• [What to produce]:
Transcribe the data in full and exactly, omitting any pictures.

• [Data excerpt]:
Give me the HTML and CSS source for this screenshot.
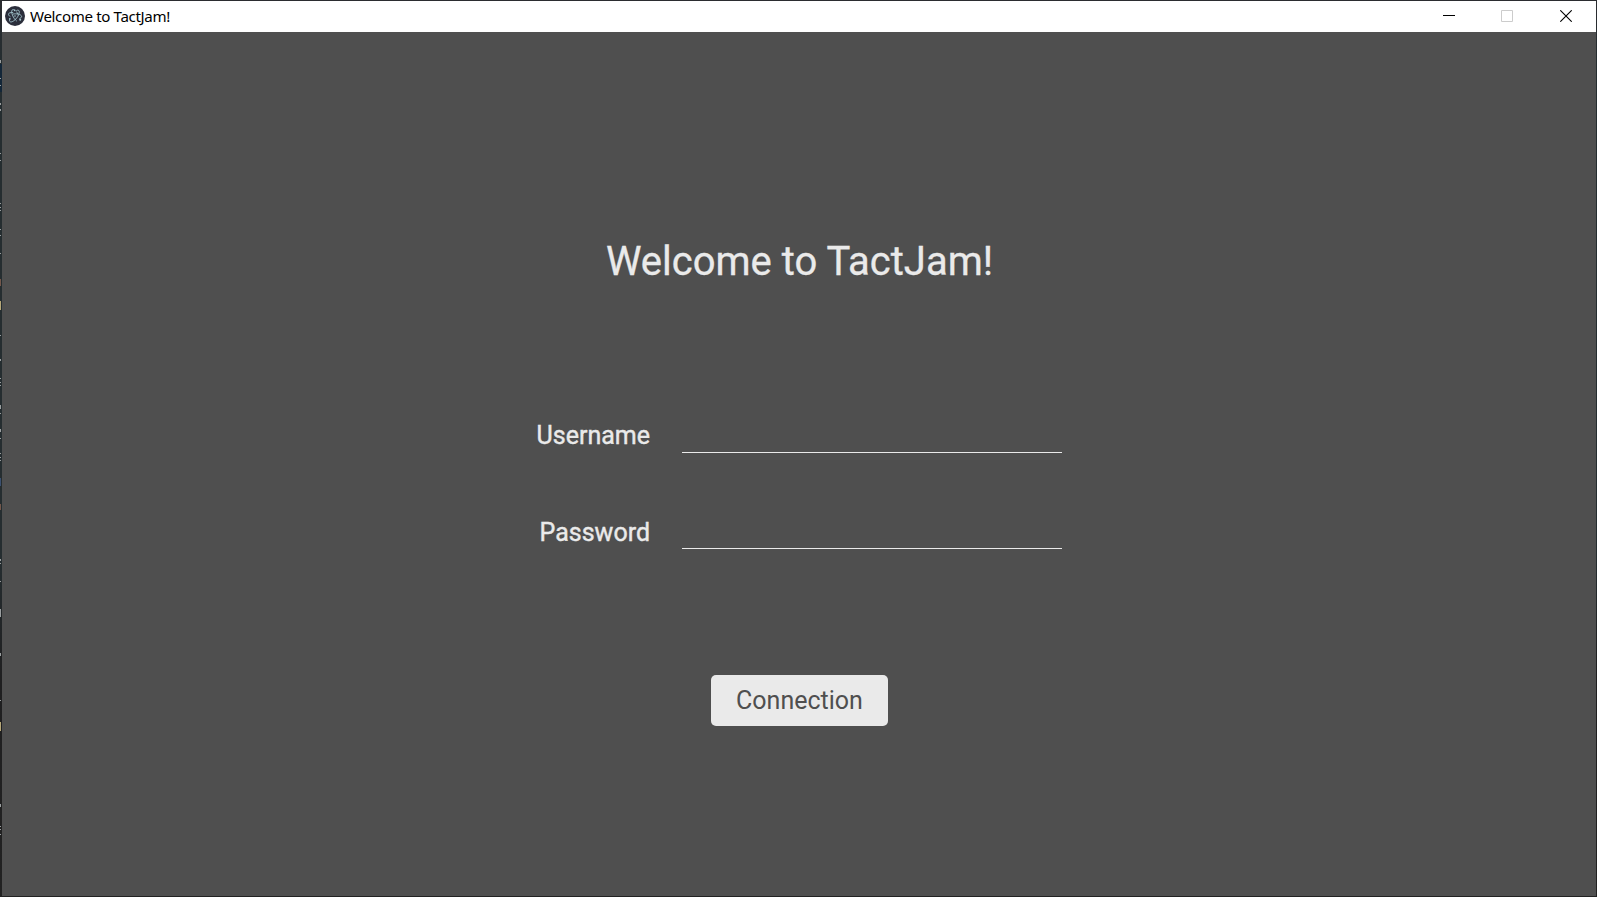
FILE: index.html
```html
<!DOCTYPE html>
<html lang="en">
<head>
<meta charset="utf-8">
<title>Welcome to TactJam!</title>
<link rel="stylesheet" href="styles.css">
</head>
<body>
<div class="window">
  <header class="titlebar">
    <svg class="app-icon" width="20" height="20" viewBox="0 0 20 20">
      <circle cx="10" cy="10" r="10" fill="#2b2e3b"/>
      <g fill="none" stroke="#a5c6cf" stroke-width=".9">
        <path d="M8.200 6.600C5.300 6.300 3.400 7 3.500 8.300C3.600 9.200 4.300 10 5.400 10.800M7.800 8.100C11.300 7.300 16.500 8.300 16.600 10.500C16.600 11.400 15.700 12.100 14.500 12.500"/>
        <path d="M9.800 4.200C9 3.500 7.800 3.300 7.200 3.900C5.900 5.100 7 9.200 9.200 12.400C10 13.500 10.900 14.500 11.800 15.100M12.900 8.300C12.500 7.200 12 6.300 11.300 5.500"/>
        <path d="M4.800 12.900C4.300 14.200 4.400 15.300 5.300 15.800C7 16.600 10.500 14 12.700 10.600C14.300 7.900 14.900 5.100 13.600 4.300C12.900 3.900 12.100 4.200 11.200 4.800"/>
      </g>
      <g fill="#a5c6cf"><circle cx="10" cy="10" r=".8"/><circle cx="4.800" cy="12.800" r=".9"/><circle cx="15.200" cy="13.700" r="1"/><circle cx="9.700" cy="4.300" r=".9"/></g>
    </svg>
    <span class="caption">Welcome to TactJam!</span>
    <div class="controls">
      <svg width="12" height="12" viewBox="0 0 12 12"><path d="M0 5.500h12" stroke="#000"/></svg>
      <svg width="12" height="12" viewBox="0 0 12 12"><path d="M.5.5h11v11H.5z" fill="none" stroke="#ccc"/></svg>
      <svg width="12" height="12" viewBox="0 0 12 12"><path d="M.3.3l11.400 11.400M11.700.3L.3 11.700" stroke="#000" stroke-width="1.100"/></svg>
    </div>
  </header>
  <main class="login">
    <h1 class="heading">Welcome to TactJam!</h1>
    <form class="form">
      <label class="label" for="user">Username</label>
      <input class="field" id="user" type="text">
      <label class="label label-low" for="pass">Password</label>
      <input class="field" id="pass" type="password">
    </form>
    <button class="submit" type="button">Connection</button>
  </main>
</div>
<svg class="backdrop" width="2" height="897" viewBox="0 0 2 897">
  <path fill="#132638" d="M0 64h2v28H0z"/>
  <g fill="#9a9e9f"><path d="M0 60h1v3H0zM0 78h1v1H0zM0 85h1v1H0zM0 103h1v2H0zM0 109h1v2H0zM0 153h1v1H0zM0 160h1v1H0zM0 203h1v1H0zM0 207h1v1H0zM0 210h1v1H0zM0 229h1v1H0zM0 235h1v1H0zM0 253h1v1H0zM0 335h1v1H0zM0 359h1v2H0zM0 378h1v1H0zM0 382h1v1H0zM0 385h1v1H0zM0 405h1v4H0zM0 413h1v1H0zM0 429h1v3H0zM0 438h1v1H0zM0 453h1v1H0zM0 457h1v1H0zM0 460h1v1H0zM0 559h1v2H0zM0 563h1v1H0zM0 581h1v1H0zM0 609h1v8H0zM0 653h1v3H0zM0 700h1v1H0zM0 804h1v3H0zM0 826h1v1H0zM0 829h1v1H0zM0 834h1v1H0z"/></g>
  <path fill="#73574b" d="M0 279h1v7H0zM0 504h1v6H0z"/>
  <path fill="#b6a778" d="M0 301h1v9H0zM0 722h1v9H0z"/>
  <path fill="#3b5070" d="M0 478h1v8H0z"/>
</svg>
</body>
</html>
```
FILE: styles.css
```css
* { box-sizing: border-box; }
body {
  margin: 0;
  height: 897px;
  overflow: hidden;
  background: linear-gradient(#2b2c30 0, #252d30 60px, #252d30 560px, #1f1f20 680px, #222 100%);
  font-family: Roboto, sans-serif;
}
.window {
  display: flex;
  flex-direction: column;
  height: 896px;
  padding: 1px 1px 0 2px;
}
.titlebar {
  display: flex;
  align-items: center;
  height: 31px;
  padding: 0 24px 2px 3px;
  background: #fff;
}
.app-icon { margin-top: 1px; }
.caption {
  margin-left: 5px;
  font: 15.1px "Noto Sans", sans-serif;
  letter-spacing: -0.36px;
  color: #000;
}
.controls {
  display: flex;
  gap: 46px;
  margin-left: auto;
}
.controls svg { display: block; }
.controls svg:last-child { margin-left: 1px; }
.login {
  display: flex;
  flex: 1;
  flex-direction: column;
  align-items: center;
  padding-top: 206px;
  background: #4f4f4f;
}
.heading {
  margin: 0;
  padding-left: 1px;
  font-size: 40px;
  font-weight: 400;
  line-height: 48px;
  color: #eaeaea;
  -webkit-text-stroke: 0.3px #eaeaea;
}
.form {
  display: grid;
  grid-template-columns: 114px 380px;
  column-gap: 32px;
  row-gap: 60px;
  margin-top: 131px;
}
.label {
  justify-self: end;
  padding-top: 1px;
  font-size: 25px;
  font-weight: 400;
  line-height: 36px;
  height: 36px;
  white-space: nowrap;
  color: #eaeaea;
  -webkit-text-stroke: 0.4px #eaeaea;
}
.label-low { padding-top: 2px; }
.field {
  width: 380px;
  height: 36px;
  padding: 0;
  border: 0;
  border-bottom: 1px solid #eaeaea;
  outline: 0;
  background: transparent;
  color: #eaeaea;
  font: 25px Roboto, sans-serif;
}
.submit {
  width: 177px;
  height: 51px;
  margin-top: 126px;
  padding: 0 0 0 1px;
  border: 0;
  border-radius: 5px;
  background: #eaeaea;
  color: #4f4f4f;
  font: 25px Roboto, sans-serif;
}
.backdrop {
  position: absolute;
  top: 0;
  left: 0;
}
```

• [Correct response]:
Give me the HTML and CSS source for this screenshot.
FILE: index.html
```html
<!DOCTYPE html>
<html lang="en">
<head>
<meta charset="utf-8">
<title>Welcome to TactJam!</title>
<link rel="stylesheet" href="styles.css">
</head>
<body>
<div class="window">
  <header class="titlebar">
    <svg class="app-icon" width="20" height="20" viewBox="0 0 20 20">
      <circle cx="10" cy="10" r="10" fill="#2b2e3b"/>
      <g fill="none" stroke="#a5c6cf" stroke-width=".9">
        <path d="M8.200 6.600C5.300 6.300 3.400 7 3.500 8.300C3.600 9.200 4.300 10 5.400 10.800M7.800 8.100C11.300 7.300 16.500 8.300 16.600 10.500C16.600 11.400 15.700 12.100 14.500 12.500"/>
        <path d="M9.800 4.200C9 3.500 7.800 3.300 7.200 3.900C5.900 5.100 7 9.200 9.200 12.400C10 13.500 10.900 14.500 11.800 15.100M12.900 8.300C12.500 7.200 12 6.300 11.300 5.500"/>
        <path d="M4.800 12.900C4.300 14.200 4.400 15.300 5.300 15.800C7 16.600 10.500 14 12.700 10.600C14.300 7.900 14.900 5.100 13.600 4.300C12.900 3.900 12.100 4.200 11.200 4.800"/>
      </g>
      <g fill="#a5c6cf"><circle cx="10" cy="10" r=".8"/><circle cx="4.800" cy="12.800" r=".9"/><circle cx="15.200" cy="13.700" r="1"/><circle cx="9.700" cy="4.300" r=".9"/></g>
    </svg>
    <span class="caption">Welcome to TactJam!</span>
    <div class="controls">
      <svg width="12" height="12" viewBox="0 0 12 12"><path d="M0 5.500h12" stroke="#000"/></svg>
      <svg width="12" height="12" viewBox="0 0 12 12"><path d="M.5.5h11v11H.5z" fill="none" stroke="#ccc"/></svg>
      <svg width="12" height="12" viewBox="0 0 12 12"><path d="M.3.3l11.400 11.400M11.700.3L.3 11.700" stroke="#000" stroke-width="1.100"/></svg>
    </div>
  </header>
  <main class="login">
    <h1 class="heading">Welcome to TactJam!</h1>
    <form class="form">
      <label class="label" for="user">Username</label>
      <input class="field" id="user" type="text">
      <label class="label label-low" for="pass">Password</label>
      <input class="field" id="pass" type="password">
    </form>
    <button class="submit" type="button">Connection</button>
  </main>
</div>
<svg class="backdrop" width="2" height="897" viewBox="0 0 2 897">
  <path fill="#132638" d="M0 64h2v28H0z"/>
  <g fill="#9a9e9f"><path d="M0 60h1v3H0zM0 78h1v1H0zM0 85h1v1H0zM0 103h1v2H0zM0 109h1v2H0zM0 153h1v1H0zM0 160h1v1H0zM0 203h1v1H0zM0 207h1v1H0zM0 210h1v1H0zM0 229h1v1H0zM0 235h1v1H0zM0 253h1v1H0zM0 335h1v1H0zM0 359h1v2H0zM0 378h1v1H0zM0 382h1v1H0zM0 385h1v1H0zM0 405h1v4H0zM0 413h1v1H0zM0 429h1v3H0zM0 438h1v1H0zM0 453h1v1H0zM0 457h1v1H0zM0 460h1v1H0zM0 559h1v2H0zM0 563h1v1H0zM0 581h1v1H0zM0 609h1v8H0zM0 653h1v3H0zM0 700h1v1H0zM0 804h1v3H0zM0 826h1v1H0zM0 829h1v1H0zM0 834h1v1H0z"/></g>
  <path fill="#73574b" d="M0 279h1v7H0zM0 504h1v6H0z"/>
  <path fill="#b6a778" d="M0 301h1v9H0zM0 722h1v9H0z"/>
  <path fill="#3b5070" d="M0 478h1v8H0z"/>
</svg>
</body>
</html>
```
FILE: styles.css
```css
* { box-sizing: border-box; }
body {
  margin: 0;
  height: 897px;
  overflow: hidden;
  background: linear-gradient(#2b2c30 0, #252d30 60px, #252d30 560px, #1f1f20 680px, #222 100%);
  font-family: Roboto, sans-serif;
}
.window {
  display: flex;
  flex-direction: column;
  height: 896px;
  padding: 1px 1px 0 2px;
}
.titlebar {
  display: flex;
  align-items: center;
  height: 31px;
  padding: 0 24px 2px 3px;
  background: #fff;
}
.app-icon { margin-top: 1px; }
.caption {
  margin-left: 5px;
  font: 15.1px "Noto Sans", sans-serif;
  letter-spacing: -0.36px;
  color: #000;
}
.controls {
  display: flex;
  gap: 46px;
  margin-left: auto;
}
.controls svg { display: block; }
.controls svg:last-child { margin-left: 1px; }
.login {
  display: flex;
  flex: 1;
  flex-direction: column;
  align-items: center;
  padding-top: 206px;
  background: #4f4f4f;
}
.heading {
  margin: 0;
  padding-left: 1px;
  font-size: 40px;
  font-weight: 400;
  line-height: 48px;
  color: #eaeaea;
  -webkit-text-stroke: 0.3px #eaeaea;
}
.form {
  display: grid;
  grid-template-columns: 114px 380px;
  column-gap: 32px;
  row-gap: 60px;
  margin-top: 131px;
}
.label {
  justify-self: end;
  padding-top: 1px;
  font-size: 25px;
  font-weight: 400;
  line-height: 36px;
  height: 36px;
  white-space: nowrap;
  color: #eaeaea;
  -webkit-text-stroke: 0.4px #eaeaea;
}
.label-low { padding-top: 2px; }
.field {
  width: 380px;
  height: 36px;
  padding: 0;
  border: 0;
  border-bottom: 1px solid #eaeaea;
  outline: 0;
  background: transparent;
  color: #eaeaea;
  font: 25px Roboto, sans-serif;
}
.submit {
  width: 177px;
  height: 51px;
  margin-top: 126px;
  padding: 0 0 0 1px;
  border: 0;
  border-radius: 5px;
  background: #eaeaea;
  color: #4f4f4f;
  font: 25px Roboto, sans-serif;
}
.backdrop {
  position: absolute;
  top: 0;
  left: 0;
}
```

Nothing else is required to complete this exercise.